El Movimiento Moderno surgió como respuesta a la precariedad habitacional de las ciudades antiguas. Desde las siedlungen alemanas, hasta la Ville radieuse de Le Corbusier, los arquitectos de la Modernidad propusieron abaratar los procesos de construcción para democratizar el acceso a la vivienda, al sol, al aire limpio y a la vegetación. En este empeño utópico, el urbanismo del siglo XX resolvió la cuestión residencial desde una lógica meramente industrial, basada en la producción seriada de grandes bloques y torres aisladas, un modelo industrial que, supuestamente, optimizaba la rapidez y la economía de la ejecución. Tal y como ocurrió con la serialización de Taylor o Ford, ese cambio de paradigma conllevó la desertización de tejidos artesanales con larga tradición productiva. Los maestros de obras, los albañiles, los carpinteros, los herreros o los fontaneros, tuvieron que dejar atrás sus destrezas y el control del producto final para incorporarse como simples obreros a complejas cadenas que quedaban en manos de los ingenieros y las grandes empresas.
El nuevo sistema abarataba efectivamente los costes de producción y hacía más asequibles para la clase obrera bienes de consumo masivo como los electrodomésticos, los coches o las casas. Pero, en realidad, el sistema no tenía en cuenta enormes externalidades ecológicas y económicas que hoy ponen en riesgo la supervivencia y la convivencia en el planeta. En el proceso de construcción de la ciudad moderna, la corrupción urbanística o la especulación inmobiliaria han proliferado con la concentración de los medios de producción en pocas manos. Las innovaciones técnicas que permitieron abaratar la construcción para que la vivienda fuera más asequible acabaron siendo enmendadas por procesos de concentración de poder y riqueza que han convertido la vivienda en una cara mercancía financiera. Los costes energéticos de la producción de hormigón, de una ciudad dispersa basada en la movilidad motorizada o de la segregación espacial fruto de la zonificación son devastadores. Los desarrollos urbanos modernos separan a los ricos de los pobres, a los lugares de residencia de los de producción o consumo. Ello ha derivado en la multiplicación de la movilidad y, con ella, en el estallido de graves crisis energéticas con nefastas consecuencias geopolíticas o en la emisión a la atmósfera de grandes cantidades de gases de efecto invernadero que alimentan un cambio climático cada vez más irreversible.

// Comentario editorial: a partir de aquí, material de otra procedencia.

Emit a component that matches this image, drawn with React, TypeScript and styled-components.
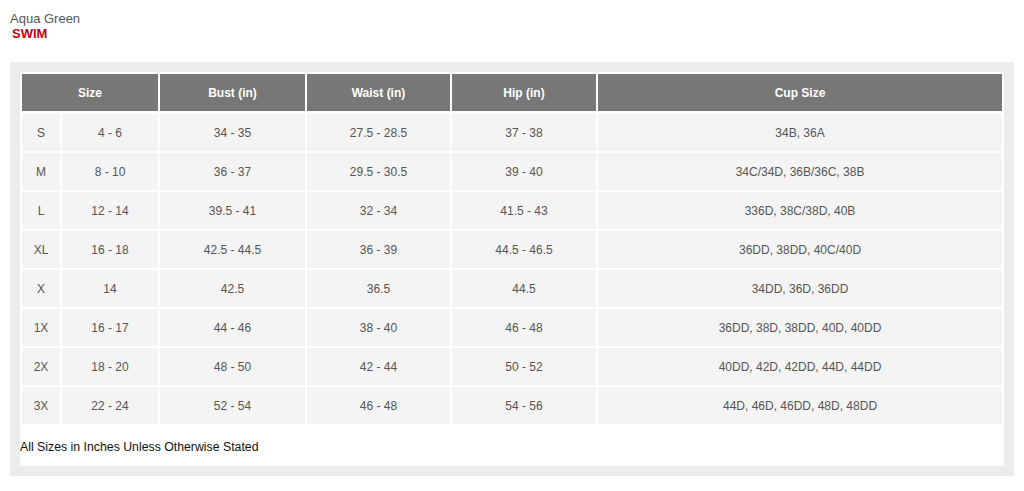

A estas alturas del siglo XXI, debemos volver a aprender a hacer ciudades. La necesidad de hacer gran cantidad de vivienda asequible no puede ir en detrimento de la calidad del tejido urbano. Garantizar el derecho a la vivienda tiene que significar, también, garantizar el derecho a barrio y el derecho a la ciudad. La producción de ciudad puede ser eficaz y, al mismo tiempo, volver al alcance de las manos pequeñas. La estrategia #ATRI apuesta por un sistema constructivo que redistribuye riqueza y oportunidades entre las manos pequeñas que conforman el tejido productivo. Este sistema de construcción en seco permitirá poner en juego las capacidades de diversos agentes profesionales y de las propias personas usuarias. La participación de estas últimas en el proceso de construcción tendrá múltiples ventajas. Por un lado, abaratará los costes de la construcción y hará posible la promoción de un mayor número de viviendas. Por otro lado, permitirá que las mismas puedan participar en la toma de decisiones sobre la distribución de sus propias viviendas. Por último, fomentará la colaboración entre futuros vecinos y, por lo tanto, producirá tejido social desde antes que se acabe la obra. Además, el sistema #ATRI propugna una construcción consecuente con el reto ambiental. En la fase de producción de elementos prefabricados se usarán principalmente madera y acero para conseguir módulos autoportantes y eficientes, que resulten en configuraciones económicas, ligeras, reversibles y de ejecución rápida.